What does it say about America that a protest centered around a time-honored tradition proves more infuriating to the public than the message of the protest itself?

It’s often the way that an athlete’s act of defiance overshadows the message that the athlete is trying to champion. In 1967, long before he had earned a Medal of Freedom or Otto Hahn Peace Medal, Muhammad Ali was slammed by the media for his refusal to enlist in the Vietnam War. “My conscience won’t let me go shoot my brother, or some darker people, or some poor hungry people in the mud for big powerful America,” Ali said at the time. His actions (and comments) sparked outrage even from liberals. But that was nearly 50 years ago; when Ali died earlier this year, the Washington Post called him a “global goodwill ambassador” in the headline of its obituary. Only once an athlete’s radical ideas have become common sense can we honor him with safety.

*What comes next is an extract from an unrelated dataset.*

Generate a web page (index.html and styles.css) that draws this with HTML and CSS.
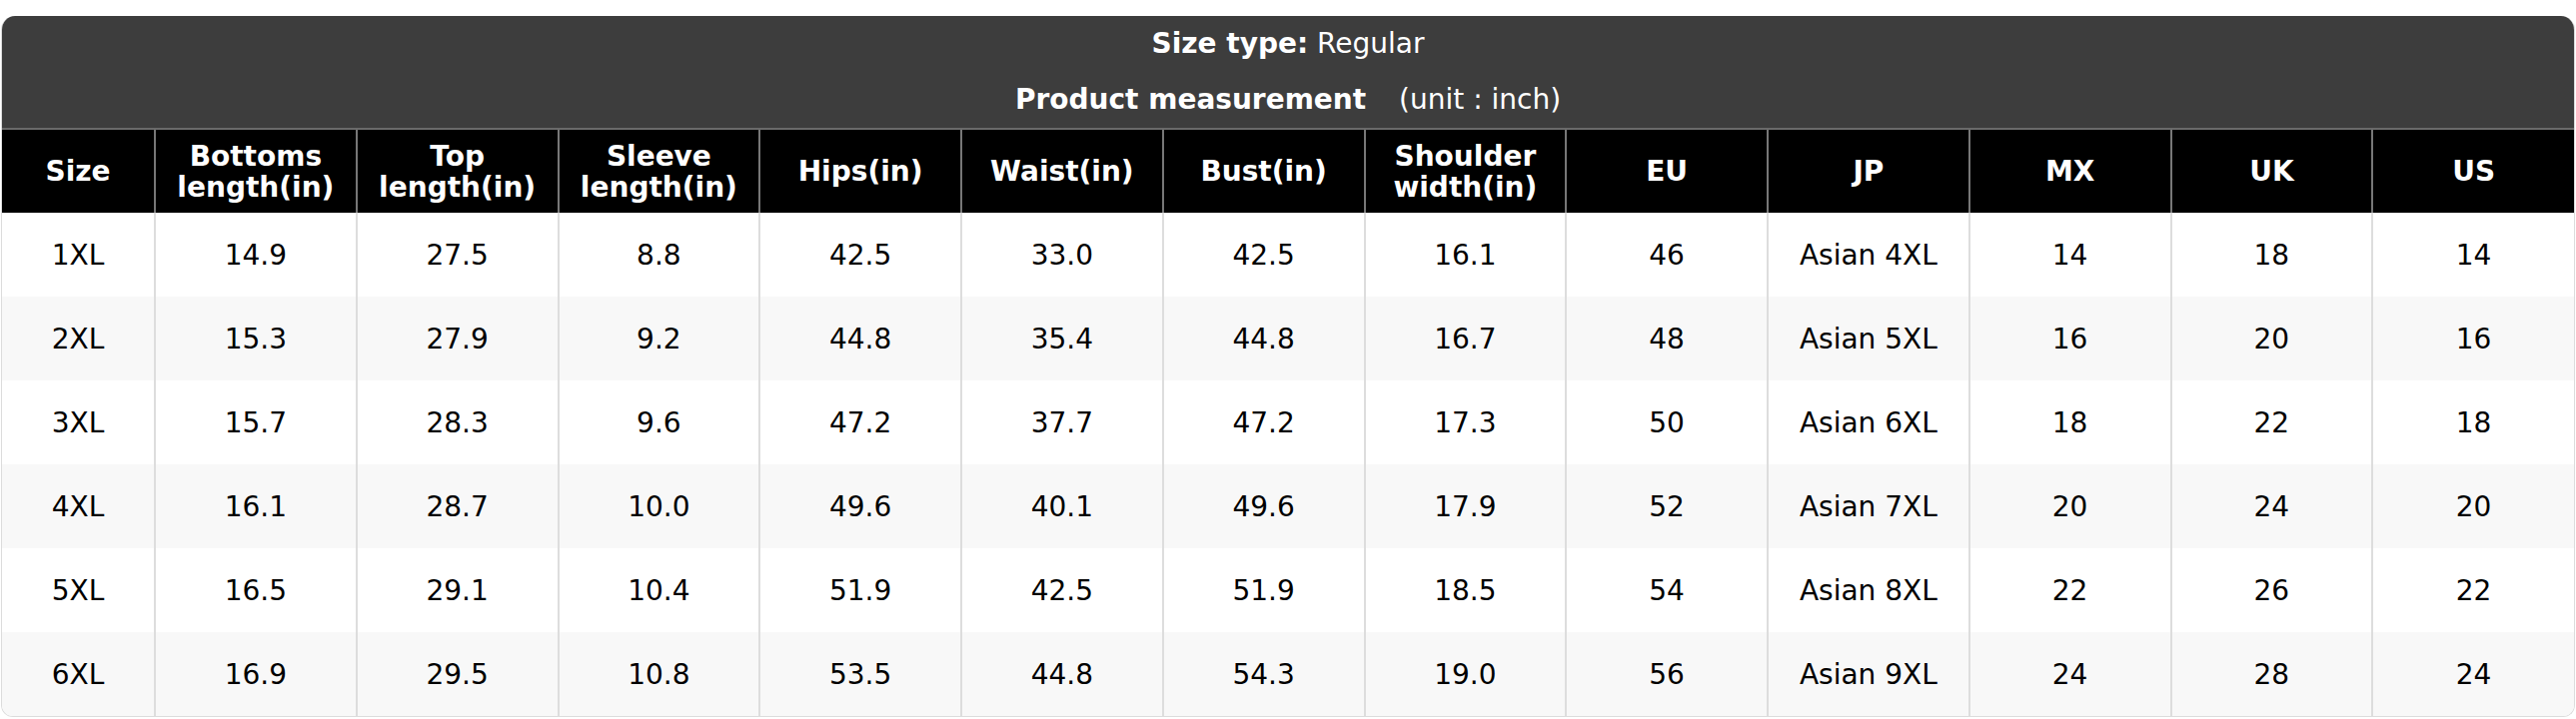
FILE: index.html
```html
<!DOCTYPE html>
<html lang="en">
<head>
<meta charset="utf-8">
<title>Size chart</title>
<link rel="stylesheet" href="styles.css">
</head>
<body>
<div class="chart">
  <div class="chart-title">
    <div class="title-line"><b>Size type:</b> Regular</div>
    <div class="title-line"><b>Product measurement</b> <span class="unit">(unit : inch)</span></div>
  </div>
  <table class="size-table">
    <colgroup>
      <col class="col-size">
      <col span="12">
    </colgroup>
    <thead>
      <tr>
        <th>Size</th>
        <th>Bottoms<br>length(in)</th>
        <th>Top<br>length(in)</th>
        <th>Sleeve<br>length(in)</th>
        <th>Hips(in)</th>
        <th>Waist(in)</th>
        <th>Bust(in)</th>
        <th>Shoulder<br>width(in)</th>
        <th>EU</th>
        <th>JP</th>
        <th>MX</th>
        <th>UK</th>
        <th>US</th>
      </tr>
    </thead>
    <tbody>
      <tr><td>1XL</td><td>14.9</td><td>27.5</td><td>8.8</td><td>42.5</td><td>33.0</td><td>42.5</td><td>16.1</td><td>46</td><td>Asian 4XL</td><td>14</td><td>18</td><td>14</td></tr>
      <tr><td>2XL</td><td>15.3</td><td>27.9</td><td>9.2</td><td>44.8</td><td>35.4</td><td>44.8</td><td>16.7</td><td>48</td><td>Asian 5XL</td><td>16</td><td>20</td><td>16</td></tr>
      <tr><td>3XL</td><td>15.7</td><td>28.3</td><td>9.6</td><td>47.2</td><td>37.7</td><td>47.2</td><td>17.3</td><td>50</td><td>Asian 6XL</td><td>18</td><td>22</td><td>18</td></tr>
      <tr><td>4XL</td><td>16.1</td><td>28.7</td><td>10.0</td><td>49.6</td><td>40.1</td><td>49.6</td><td>17.9</td><td>52</td><td>Asian 7XL</td><td>20</td><td>24</td><td>20</td></tr>
      <tr><td>5XL</td><td>16.5</td><td>29.1</td><td>10.4</td><td>51.9</td><td>42.5</td><td>51.9</td><td>18.5</td><td>54</td><td>Asian 8XL</td><td>22</td><td>26</td><td>22</td></tr>
      <tr><td>6XL</td><td>16.9</td><td>29.5</td><td>10.8</td><td>53.5</td><td>44.8</td><td>54.3</td><td>19.0</td><td>56</td><td>Asian 9XL</td><td>24</td><td>28</td><td>24</td></tr>
    </tbody>
  </table>
</div>
</body>
</html>
```
FILE: styles.css
```css
html, body {
  margin: 0;
  padding: 0;
  background: #ffffff;
}

body {
  font-family: "DejaVu Sans", Verdana, sans-serif;
  font-size: 28px;
  color: #000000;
}

.chart {
  margin: 16px 1px 0 1px;
  border: 1px solid #dcdcdc;
  border-top: none;
  border-radius: 14px 14px 12px 12px;
  overflow: hidden;
}

.chart-title {
  background: #3d3d3d;
  color: #ffffff;
  text-align: center;
}

.title-line {
  height: 56px;
  line-height: 56px;
  white-space: nowrap;
}

.title-line b {
  font-weight: bold;
}

.unit {
  margin-left: 24px;
}

.size-table {
  width: 100%;
  table-layout: fixed;
  border-collapse: collapse;
}

.col-size {
  width: 153px;
}

.size-table th {
  background: #000000;
  color: #ffffff;
  font-weight: bold;
  height: 84px;
  padding: 0 4px;
  line-height: 31px;
  text-align: center;
  vertical-align: middle;
  border-top: 2px solid #6a6a6a;
  border-left: 2px solid #777777;
  box-sizing: border-box;
}

.size-table td {
  height: 84px;
  padding: 0 4px;
  text-align: center;
  vertical-align: middle;
  border-left: 2px solid #dddddd;
  box-sizing: border-box;
}

.size-table th:first-child,
.size-table td:first-child {
  border-left: none;
}

.size-table tbody tr:nth-child(odd) td {
  background: #ffffff;
}

.size-table tbody tr:nth-child(even) td {
  background: #f8f8f8;
}
```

That same year, runners Tommie Smith and John Carlos were crucified for giving a black power salute during the Olympic Games — an incident that’s now remembered as providing a powerful image for a vital cause, but for which Smith and Carlos were savaged in the press. In perhaps the closest comparison, the National Basketball Association suspended the Denver Nuggets’ Mahmoud Abdul-Rauf for one game after he refused to stand during the national anthem; did anyone remember that this was an incident until I brought it up? Does anyone still think about James’ T-shirt, for that matter?

The singing of the national anthem has been a regular tradition in sports since at least World War II, though its first appearance dates back further, to the 1918 World Series between the Boston Red Sox and the Chicago Cubs, according to ESPN the Magazine. In a country that reveres tradition, the national anthem is just what you might expect: one more pastime that many would argue is best left unsullied. But what does it say about America that a protest centered around a time-honored tradition — and one with a backstory that is itself steeped in racism — proves more infuriating to the public than the message of the protest itself? This is a country where, even while African Americans are killed by police officers at a significantly higher rate than white people, 30 percent of Americans (including 38 percent of whites) believe the country has already made enough racial progress, according to the latest Pew polls. Kaepernick’s actions are another reminder that not everything is all right in America. For some, that pill can be especially tough to swallow, especially when placed in the context of America’s favorite $45 billion business.

So the real question is: Would seemingly all of America be having this conversation if Kaepernick hadn’t sat during the national anthem? And if not, what does that say about the country’s shared values?